Jom Kippur beziehungsweise Buße und Abendmahl

Versöhnung feiern: Jom Kippur beziehungsweise Buße und Abendmahl.


Eine christliche Stimme

Kurzfassung

Das Abendmahl ist ein Fest der Offenbarung Gottes. Rituell verdichtet erscheinen die Ursprungsmomente christlichen Weltverständnisses: Tod und Auferstehung Jesu, Schöpfung und Erlösung. Bruchstückhaft nur lässt sich das zur Sprache bringen. Denn das „Wort im Anfang“, der schöpferisch sprechende Gott, der in Christus Mensch wurde, starb am Kreuz. Mit ihm verschied die Verständlichkeit der Welt. Aus diesem Abgrund des Todes aber kommt uns Gott entgegen, stiftet neuen Sinn. Im Abendmahl geschieht Auferstehung – als Hoffnung, Wahrheit und Leben jenseits des Sagbaren.

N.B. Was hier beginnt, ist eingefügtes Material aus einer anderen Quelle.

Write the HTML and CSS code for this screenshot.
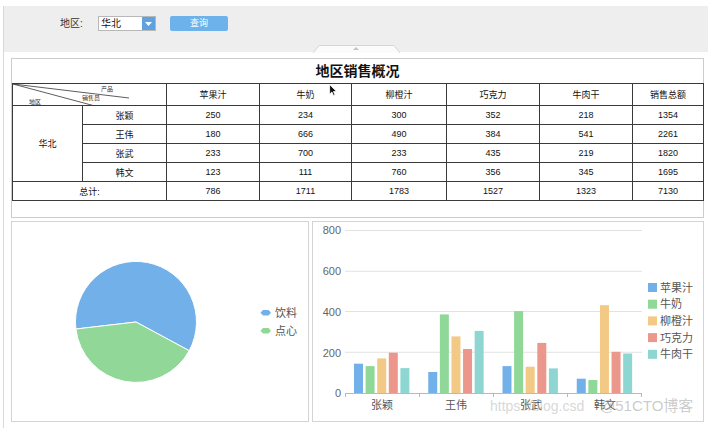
FILE: index.html
```html
<!DOCTYPE html>
<html lang="zh-CN">
<head>
<meta charset="utf-8">
<title>地区销售概况</title>
<link rel="stylesheet" href="styles.css">
</head>
<body>
<div class="page">
  <div class="topbar">
    <span class="lbl">地区:</span>
    <div class="select">
      <span class="sel-text">华北</span>
      <span class="sel-btn"><svg width="7" height="4" viewBox="0 0 7 4"><path d="M0 0 L7 0 L3.5 4 Z" fill="#fff"/></svg></span>
    </div>
    <button class="query" type="button">查询</button>
  </div>

  <div class="content">
    <svg class="collapse-tab" width="87" height="8" viewBox="0 0 87 8">
      <path d="M0 8 L6 0.5 L81 0.5 L87 8" fill="#fbfbfb" stroke="#d6d6d6" stroke-width="1"/>
      <path d="M40 5 L46 5 L43 2 Z" fill="#c4c4c4"/>
    </svg>

    <section class="report">
      <h1 class="title">地区销售概况</h1>
      <table class="sales">
        <colgroup>
          <col class="c-region"><col class="c-seller"><col class="c-p1"><col class="c-p2"><col class="c-p3"><col class="c-p4"><col class="c-p5"><col class="c-total">
        </colgroup>
        <thead>
          <tr>
            <th colspan="2" class="diag">
              <svg class="diag-lines" width="154" height="22" viewBox="0 0 154 22">
                <line x1="0" y1="0" x2="116" y2="14" stroke="#333" stroke-width="0.8"/>
                <line x1="0" y1="0" x2="82" y2="22" stroke="#333" stroke-width="0.8"/>
              </svg>
              <span class="d-prod">产品</span>
              <span class="d-seller">销售员</span>
              <span class="d-region">地区</span>
            </th>
            <th>苹果汁</th><th>牛奶</th><th>柳橙汁</th><th>巧克力</th><th>牛肉干</th><th>销售总额</th>
          </tr>
        </thead>
        <tbody>
          <tr><td rowspan="4">华北</td><td>张颖</td><td>250</td><td>234</td><td>300</td><td>352</td><td>218</td><td>1354</td></tr>
          <tr><td>王伟</td><td>180</td><td>666</td><td>490</td><td>384</td><td>541</td><td>2261</td></tr>
          <tr><td>张武</td><td>233</td><td>700</td><td>233</td><td>435</td><td>219</td><td>1820</td></tr>
          <tr><td>韩文</td><td>123</td><td>111</td><td>760</td><td>356</td><td>345</td><td>1695</td></tr>
          <tr class="sum"><td colspan="2">总计:</td><td>786</td><td>1711</td><td>1783</td><td>1527</td><td>1323</td><td>7130</td></tr>
        </tbody>
      </table>
      <svg class="cursor" width="9" height="13" viewBox="0 0 9 13">
        <path d="M0.6 0.6 L0.6 10.2 L2.9 8 L4.5 11.6 L6 10.9 L4.5 7.5 L7.6 7.5 Z" fill="#111" stroke="#fff" stroke-width="0.8"/>
      </svg>
    </section>

    <div class="charts">
      <div class="panel pie-panel">
        <svg class="chart" width="296" height="199" viewBox="0 0 296 199">
          <path d="M124 100 L177.2 128.7 A60.5 60.5 0 1 0 63.9 107 Z" fill="#72b0e9" stroke="#fff" stroke-width="1"/>
          <path d="M124 100 L63.9 107 A60.5 60.5 0 0 0 177.2 128.7 Z" fill="#91d898" stroke="#fff" stroke-width="1"/>
          <path d="M248.5 90.7 L251 88 L256.5 88 L259 90.7 L256.5 93.4 L251 93.4 Z" fill="#72b0e9"/>
          <text x="263" y="94.5" class="lg">饮料</text>
          <path d="M248.5 108.7 L251 106 L256.5 106 L259 108.7 L256.5 111.4 L251 111.4 Z" fill="#91d898"/>
          <text x="263" y="112.5" class="lg">点心</text>
        </svg>
      </div>
      <div class="panel bar-panel">
        <svg class="chart" width="390" height="199" viewBox="0 0 390 199">
          <g stroke="#e2e2e2" stroke-width="1">
            <line x1="32" y1="8.5" x2="329" y2="8.5"/>
            <line x1="32" y1="49.25" x2="329" y2="49.25"/>
            <line x1="32" y1="89.5" x2="329" y2="89.5"/>
            <line x1="32" y1="130.25" x2="329" y2="130.25"/>
          </g>
          <g class="ax">
            <text x="28" y="12" text-anchor="end">800</text>
            <text x="28" y="53" text-anchor="end">600</text>
            <text x="28" y="93.5" text-anchor="end">400</text>
            <text x="28" y="134.5" text-anchor="end">200</text>
            <text x="28" y="175" text-anchor="end">0</text>
          </g>
          <g>
            <rect x="41" y="141.7" width="9" height="29.3" fill="#72b0e9"/>
            <rect x="52.6" y="144.1" width="9" height="26.9" fill="#8fd898"/>
            <rect x="64.2" y="136.4" width="9" height="34.6" fill="#f3c986"/>
            <rect x="75.8" y="130.7" width="9" height="40.3" fill="#ec978c"/>
            <rect x="87.4" y="146.1" width="9" height="24.9" fill="#8ed6d2"/>

            <rect x="115.25" y="150" width="9" height="21" fill="#72b0e9"/>
            <rect x="126.85" y="92.4" width="9" height="78.6" fill="#8fd898"/>
            <rect x="138.45" y="114.4" width="9" height="56.6" fill="#f3c986"/>
            <rect x="150.05" y="127" width="9" height="44" fill="#ec978c"/>
            <rect x="161.65" y="108.9" width="9" height="62.1" fill="#8ed6d2"/>

            <rect x="189.5" y="144.1" width="9" height="26.9" fill="#72b0e9"/>
            <rect x="201.1" y="89.1" width="9" height="81.9" fill="#8fd898"/>
            <rect x="212.7" y="144.7" width="9" height="26.3" fill="#f3c986"/>
            <rect x="224.3" y="120.9" width="9" height="50.1" fill="#ec978c"/>
            <rect x="235.9" y="146.4" width="9" height="24.6" fill="#8ed6d2"/>

            <rect x="263.75" y="156.7" width="9" height="14.3" fill="#72b0e9"/>
            <rect x="275.35" y="158" width="9" height="13" fill="#8fd898"/>
            <rect x="286.95" y="83.2" width="9" height="87.8" fill="#f3c986"/>
            <rect x="298.55" y="129.8" width="9" height="41.2" fill="#ec978c"/>
            <rect x="310.15" y="131.5" width="9" height="39.5" fill="#8ed6d2"/>
          </g>
          <g stroke="#b9b9b9" stroke-width="1">
            <line x1="32" y1="171.5" x2="329" y2="171.5"/>
            <line x1="32.5" y1="171" x2="32.5" y2="175"/>
            <line x1="106.5" y1="171" x2="106.5" y2="175"/>
            <line x1="180.5" y1="171" x2="180.5" y2="175"/>
            <line x1="254.5" y1="171" x2="254.5" y2="175"/>
            <line x1="328.5" y1="171" x2="328.5" y2="175"/>
          </g>
          <g class="cat">
            <text x="69" y="187" text-anchor="middle">张颖</text>
            <text x="143" y="187" text-anchor="middle">王伟</text>
            <text x="218" y="187" text-anchor="middle">张武</text>
            <text x="292" y="187" text-anchor="middle">韩文</text>
          </g>
          <g class="legend">
            <rect x="335" y="61" width="9" height="9" fill="#72b0e9"/>
            <text x="347" y="69.5">苹果汁</text>
            <rect x="335" y="77.7" width="9" height="9" fill="#8fd898"/>
            <text x="347" y="86.2">牛奶</text>
            <rect x="335" y="94.4" width="9" height="9" fill="#f3c986"/>
            <text x="347" y="102.9">柳橙汁</text>
            <rect x="335" y="111.1" width="9" height="9" fill="#ec978c"/>
            <text x="347" y="119.6">巧克力</text>
            <rect x="335" y="127.8" width="9" height="9" fill="#8ed6d2"/>
            <text x="347" y="136.3">牛肉干</text>
          </g>
          <text x="177" y="189" class="wm">https://blog.csd</text>
          <text x="287" y="189" class="wm wm2">@51CTO博客</text>
        </svg>
      </div>
    </div>
  </div>
</div>
</body>
</html>
```

FILE: styles.css
```css
* {
  box-sizing: border-box;
}

html,
body {
  margin: 0;
  padding: 0;
  background: #ffffff;
}

body {
  width: 708px;
  height: 428px;
  overflow: hidden;
  font-family: "Liberation Sans", "Noto Sans CJK SC", sans-serif;
  color: #222;
}

.page {
  margin: 6px 0 0 3px;
  height: 422px;
  border-left: 1px solid #d9d9d9;
}

/* ---------- top filter bar ---------- */
.topbar {
  height: 46px;
  background: #eeeeee;
  display: flex;
  align-items: flex-start;
  padding: 10px 0 0 56px;
}

.lbl {
  width: 38px;
  font-size: 10px;
  line-height: 15px;
  color: #333;
}

.select {
  width: 58px;
  height: 15px;
  display: flex;
  border: 1px solid #b8b8b8;
  background: #fff;
}

.sel-text {
  flex: 1;
  padding-left: 2px;
  font-size: 10px;
  line-height: 13px;
  color: #111;
}

.sel-btn {
  width: 13px;
  display: flex;
  align-items: center;
  justify-content: center;
  background: #5ea3df;
}

.query {
  margin-left: 14px;
  width: 58px;
  height: 15px;
  padding: 0;
  border: 0;
  border-radius: 2px;
  background: #6db2ea;
  color: #fff;
  font-family: inherit;
  font-size: 9px;
  line-height: 15px;
}

/* ---------- content ---------- */
.content {
  position: relative;
  padding: 6px 4px 0 7px;
}

.collapse-tab {
  position: absolute;
  left: 309px;
  top: -7px;
  display: block;
}

.report {
  position: relative;
  width: 693px;
  height: 160px;
  border: 1px solid #cccccc;
  background: #fff;
}

.title {
  margin: 0;
  height: 24px;
  line-height: 25px;
  text-align: center;
  font-size: 14px;
  font-weight: bold;
  color: #111;
}

.sales {
  width: 691px;
  border-collapse: collapse;
  table-layout: fixed;
  font-size: 9px;
  color: #111;
}

.c-region { width: 70px; }
.c-seller { width: 84px; }
.c-p1 { width: 93px; }
.c-p2 { width: 92px; }
.c-p3 { width: 95px; }
.c-p4 { width: 93px; }
.c-p5 { width: 93px; }
.c-total { width: 71px; }

.sales th,
.sales td {
  padding: 0;
  border: 1px solid #3a3a3a;
  text-align: center;
  font-weight: normal;
}

.sales thead tr {
  height: 22px;
}

.sales tbody tr {
  height: 19px;
}

.sales .sum td {
  border-top-color: #555;
}

.diag {
  position: relative;
}

.diag-lines {
  position: absolute;
  left: 0;
  top: 0;
  display: block;
}

.diag span {
  position: absolute;
  font-size: 6px;
  line-height: 6px;
  color: #333;
  white-space: nowrap;
}

.d-prod {
  left: 88px;
  top: 2px;
}

.d-seller {
  left: 69px;
  top: 11px;
}

.d-region {
  left: 16px;
  top: 15px;
}

.cursor {
  position: absolute;
  left: 317px;
  top: 25px;
  display: block;
}

/* ---------- charts ---------- */
.charts {
  display: flex;
  gap: 3px;
  margin-top: 3px;
}

.panel {
  height: 201px;
  border: 1px solid #d4d4d4;
  background: #fff;
}

.pie-panel {
  width: 298px;
}

.bar-panel {
  width: 392px;
}

.chart {
  display: block;
}

.chart text {
  font-family: "Liberation Sans", "Noto Sans CJK SC", sans-serif;
}

.lg {
  font-size: 11px;
  fill: #555;
}

.ax text {
  font-size: 11px;
  fill: #666;
}

.cat text {
  font-size: 11px;
  fill: #555;
}

.legend text {
  font-size: 11px;
  fill: #555;
}

.wm {
  font-size: 14px;
  fill: #b5b5b5;
  fill-opacity: 0.55;
}

.wm2 {
  font-size: 15px;
  fill: #a0a0a0;
}
```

Das Abendmahl holt das Christusereignis in die Gegenwart. Christus hat sein Liebesopfer einmal vollzogen – damit ist alles für alle Zeit gesagt. Nunmehr verwirklicht sich christliche Religion im Glauben an das, was geschehen ist: Für dich gestorben. Abendmahl heißt: Sich in dieses „Für dich“ zu fügen. Dies geschieht in der Gemeinschaft derer, die sich versammeln zum Essen und Trinken. Sie feiern mit Christus bereits jetzt in der neuen Welt sein Festmahl. Gegenwart und Zukunft Gottes fallen in eins.

Das Abendmahl steht für eine lebenslange Umkehr. Es ist eine Wegzehrung. Der Mensch, der sich in Schuld und Entfremdung selbst verloren hat, erfährt Vergebung und Neuanfang. Im Abendmahl schmecken wir das süß werdende Brot auf der Zunge. Im Einfachsten sind wir gehalten – als Wesen in der Schwebe, gefallen und erhoben von Gott in einem Augenblick.

– Dr. Christian Lehnert


Langfassung

Das Abendmahl ist ein Fest der Offenbarung Gottes. Rituell verdichtet erscheinen die Ursprungsmomente christlichen Weltverständnisses: Tod und Auferstehung Jesu, Schöpfung und Erlösung. So gesehen ist das Abendmahl – wie jeder religiöse Ritus – unvergleichlich. Es gibt keinen äußeren neutralen Punkt, von dem her das Geschehen zu fassen wäre.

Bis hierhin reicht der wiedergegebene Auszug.